Monday, March 29, 2010

Hopes May Die on the Grasmere


IT HAD been nearly three years to the day since our last proper vacation. A time before children (actually, our eldest was with us at that time but still in utero). Before the chaos of a transatlantic move. Back when we could contentedly laze away entire weekends watching Doctor Who and didn't have to worry about sticking to a strict mealtime and sleep schedule. The point is, we needed a break.

Children in the care of their grandparents, we headed off to the Lake District. Ambleside, to be exact, because it was close to Grasmere but wasn't as expensive. We'd booked two nights before our arrival — with ambient views of wall-to-wall sheep all the way from Yorkshire to Cumbria — at Elder Grove B&B, which, as it would turn out, would be our first choice for accommodation if we were to travel to the Lake District again. Free Wi-Fi, a comfy room, fantastic food, and friendly owners.

On the afternoon of the day of our arrival, we took the short, muddy walk to Stock Ghyll Force, a picturesque waterfall once harnessed by the town's mills to pound fabric, on the east of Ambleside. There and back with leisurely pauses to take pictures and enjoy the scenery takes about an hour. It's an easy hike from the center of town, something to save for the days when inclement weather looms — more the rule than the exception in the Lake District, as our two-and-a-half days there would prove. When I say "easy," however, I don't mean with a stroller filled with food shopping, which is how two bare-midriffed would-be ramblerettes decided to make the ascent.

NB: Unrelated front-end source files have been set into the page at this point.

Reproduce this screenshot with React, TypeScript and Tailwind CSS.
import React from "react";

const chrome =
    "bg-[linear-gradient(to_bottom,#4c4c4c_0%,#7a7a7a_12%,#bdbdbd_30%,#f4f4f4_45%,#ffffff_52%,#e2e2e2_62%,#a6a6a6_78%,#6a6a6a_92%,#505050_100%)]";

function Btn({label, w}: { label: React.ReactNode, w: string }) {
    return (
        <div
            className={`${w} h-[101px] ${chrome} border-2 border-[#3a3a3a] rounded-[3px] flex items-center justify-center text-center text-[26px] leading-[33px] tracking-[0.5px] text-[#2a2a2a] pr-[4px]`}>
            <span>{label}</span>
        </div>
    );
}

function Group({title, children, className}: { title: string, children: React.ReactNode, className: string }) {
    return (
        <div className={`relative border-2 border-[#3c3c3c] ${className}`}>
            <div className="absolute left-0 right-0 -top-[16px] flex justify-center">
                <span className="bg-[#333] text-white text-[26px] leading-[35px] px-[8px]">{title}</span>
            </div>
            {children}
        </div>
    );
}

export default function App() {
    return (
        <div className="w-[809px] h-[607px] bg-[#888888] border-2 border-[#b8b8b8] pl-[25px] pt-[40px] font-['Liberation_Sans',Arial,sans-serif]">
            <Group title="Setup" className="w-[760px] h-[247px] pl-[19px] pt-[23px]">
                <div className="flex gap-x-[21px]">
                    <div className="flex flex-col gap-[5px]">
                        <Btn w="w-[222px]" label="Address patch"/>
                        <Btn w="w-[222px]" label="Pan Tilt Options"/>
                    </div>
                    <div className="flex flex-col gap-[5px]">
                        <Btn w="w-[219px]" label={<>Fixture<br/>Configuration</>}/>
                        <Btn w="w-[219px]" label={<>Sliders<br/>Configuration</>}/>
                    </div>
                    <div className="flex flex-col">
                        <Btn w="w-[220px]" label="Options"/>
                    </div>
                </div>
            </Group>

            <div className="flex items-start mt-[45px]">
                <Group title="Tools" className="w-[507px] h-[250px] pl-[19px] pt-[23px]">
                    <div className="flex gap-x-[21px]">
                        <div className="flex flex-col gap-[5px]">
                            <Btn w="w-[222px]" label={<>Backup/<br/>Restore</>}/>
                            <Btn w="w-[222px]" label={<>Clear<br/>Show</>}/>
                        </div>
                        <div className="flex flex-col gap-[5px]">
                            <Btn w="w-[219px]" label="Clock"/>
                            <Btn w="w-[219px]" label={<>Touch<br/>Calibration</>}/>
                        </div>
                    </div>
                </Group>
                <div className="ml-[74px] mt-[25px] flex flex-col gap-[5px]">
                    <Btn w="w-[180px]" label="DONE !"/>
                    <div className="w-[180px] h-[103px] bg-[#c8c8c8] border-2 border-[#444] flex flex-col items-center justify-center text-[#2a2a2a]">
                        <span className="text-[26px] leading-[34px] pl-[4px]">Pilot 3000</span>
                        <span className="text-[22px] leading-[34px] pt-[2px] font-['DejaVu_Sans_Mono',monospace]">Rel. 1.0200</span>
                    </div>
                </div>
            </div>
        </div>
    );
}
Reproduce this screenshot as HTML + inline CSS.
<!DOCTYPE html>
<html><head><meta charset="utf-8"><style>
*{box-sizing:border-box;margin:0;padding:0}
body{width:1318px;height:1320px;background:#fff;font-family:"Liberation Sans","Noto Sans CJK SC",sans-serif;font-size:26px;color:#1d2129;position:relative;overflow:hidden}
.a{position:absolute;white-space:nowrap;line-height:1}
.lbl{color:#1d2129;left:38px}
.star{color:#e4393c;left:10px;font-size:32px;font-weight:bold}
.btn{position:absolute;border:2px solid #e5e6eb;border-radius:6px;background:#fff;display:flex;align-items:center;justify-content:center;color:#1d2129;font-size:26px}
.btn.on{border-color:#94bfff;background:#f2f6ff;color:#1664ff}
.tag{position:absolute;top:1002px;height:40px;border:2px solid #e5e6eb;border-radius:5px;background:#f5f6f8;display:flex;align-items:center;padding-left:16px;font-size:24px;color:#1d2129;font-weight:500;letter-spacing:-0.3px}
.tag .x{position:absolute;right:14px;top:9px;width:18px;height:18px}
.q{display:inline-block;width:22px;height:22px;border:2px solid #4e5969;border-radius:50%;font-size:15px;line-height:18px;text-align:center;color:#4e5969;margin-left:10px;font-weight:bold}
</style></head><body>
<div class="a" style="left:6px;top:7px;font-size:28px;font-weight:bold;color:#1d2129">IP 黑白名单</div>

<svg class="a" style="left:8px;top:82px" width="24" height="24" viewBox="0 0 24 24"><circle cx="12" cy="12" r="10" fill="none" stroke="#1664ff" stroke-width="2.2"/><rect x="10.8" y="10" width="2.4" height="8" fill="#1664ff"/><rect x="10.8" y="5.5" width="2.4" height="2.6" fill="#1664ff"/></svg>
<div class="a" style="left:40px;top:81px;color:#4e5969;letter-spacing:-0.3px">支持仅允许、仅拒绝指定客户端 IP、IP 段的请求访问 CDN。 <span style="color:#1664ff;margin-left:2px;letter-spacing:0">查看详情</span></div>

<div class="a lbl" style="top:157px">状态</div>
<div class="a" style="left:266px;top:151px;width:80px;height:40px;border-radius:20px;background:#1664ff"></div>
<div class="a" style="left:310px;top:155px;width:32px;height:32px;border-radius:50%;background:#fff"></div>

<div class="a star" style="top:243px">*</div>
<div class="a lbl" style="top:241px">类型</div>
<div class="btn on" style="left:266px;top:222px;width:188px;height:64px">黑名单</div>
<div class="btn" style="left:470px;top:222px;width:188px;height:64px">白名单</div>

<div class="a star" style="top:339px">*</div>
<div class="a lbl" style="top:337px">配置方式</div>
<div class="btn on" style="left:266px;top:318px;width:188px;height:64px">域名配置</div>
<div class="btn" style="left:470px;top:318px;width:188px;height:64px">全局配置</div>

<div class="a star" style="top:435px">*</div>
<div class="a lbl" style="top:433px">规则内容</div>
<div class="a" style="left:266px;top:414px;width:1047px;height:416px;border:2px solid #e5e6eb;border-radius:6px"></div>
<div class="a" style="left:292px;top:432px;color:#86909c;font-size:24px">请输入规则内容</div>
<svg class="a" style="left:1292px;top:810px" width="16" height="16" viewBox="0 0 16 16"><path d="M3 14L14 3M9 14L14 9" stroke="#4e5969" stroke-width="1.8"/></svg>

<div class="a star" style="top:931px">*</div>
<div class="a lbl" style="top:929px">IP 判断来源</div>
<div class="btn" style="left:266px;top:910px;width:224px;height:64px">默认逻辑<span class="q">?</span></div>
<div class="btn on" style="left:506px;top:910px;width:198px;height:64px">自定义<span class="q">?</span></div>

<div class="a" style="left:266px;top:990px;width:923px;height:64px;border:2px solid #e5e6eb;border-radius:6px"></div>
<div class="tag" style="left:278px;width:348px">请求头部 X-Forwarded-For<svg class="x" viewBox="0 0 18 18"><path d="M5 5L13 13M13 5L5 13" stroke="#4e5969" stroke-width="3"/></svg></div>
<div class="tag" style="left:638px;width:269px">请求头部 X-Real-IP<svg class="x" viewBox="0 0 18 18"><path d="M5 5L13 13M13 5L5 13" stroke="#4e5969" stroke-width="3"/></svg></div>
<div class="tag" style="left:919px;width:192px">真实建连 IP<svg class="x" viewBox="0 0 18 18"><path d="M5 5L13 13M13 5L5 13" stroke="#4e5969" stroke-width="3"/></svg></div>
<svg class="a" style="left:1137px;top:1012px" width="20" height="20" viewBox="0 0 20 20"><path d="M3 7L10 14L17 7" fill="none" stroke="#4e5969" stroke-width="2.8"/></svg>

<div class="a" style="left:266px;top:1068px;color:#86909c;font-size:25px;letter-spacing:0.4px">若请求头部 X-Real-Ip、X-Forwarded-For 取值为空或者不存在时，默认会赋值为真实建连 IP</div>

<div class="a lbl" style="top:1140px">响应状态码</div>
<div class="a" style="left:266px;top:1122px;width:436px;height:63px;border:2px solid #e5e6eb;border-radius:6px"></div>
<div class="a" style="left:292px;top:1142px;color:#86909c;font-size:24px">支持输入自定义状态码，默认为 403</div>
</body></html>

For dinner we went to the Doi Intanon Thai restaurant, located in a renovated church at the foot of the road that leads to Stock Ghyll Force. Pricey and spicy. Even the items marked with a single chili (out of five) are enough to warrant a glass of milk on the side, and a single appetizer, two-special dinner with juice and aforementioned milk cost nearly £40. We'd been warned about the meager portions, but nothing could quite prepare us for the level of heat, especially after living in Germany, where "scharf" is what most would call "not bland." The place is popular nevertheless; there were no tables to be had by the time we left at 6pm or so.

That evening we took advantage of Ambleside's surprisingly varied cinema offerings and saw Alice in Wonderland in 3D. As I tweeted (which is all the film really merits) after the show, the visuals were stunning but the action took place at seven emotional removes. As far as these newfangled 3D experiences go, Avatar, which likewise only merited a tweet, was a much more solid film.

Day two — our first and only full day. We picked up the sack lunches we'd ordered from reception the night before and did a loop starting and ending at Rothay Park via Todd Crag (with views of Lake Windermere) on Loughrigg (pronounced luff-rig) Fell, Loughrigg Tarn, Loughrigg Terrace, and the Rydal Caves. It began to rain within 30 minutes of setting out and we were soaked before we'd even begun to cross the top of the fell. Fortunately, my K10D is weather resistant, else I'd have a non-functioning camera. Not that there was much to photograph. Visibility was virtually nil. While trying to peer over the outcroppings on Todd Crag to catch a glimpse of Windermere, I felt quite a bit like the figure in Der Wanderer über dem Nebelmeer, that iconic Romantic painting by Caspar David Friedrich. Only much, much wetter.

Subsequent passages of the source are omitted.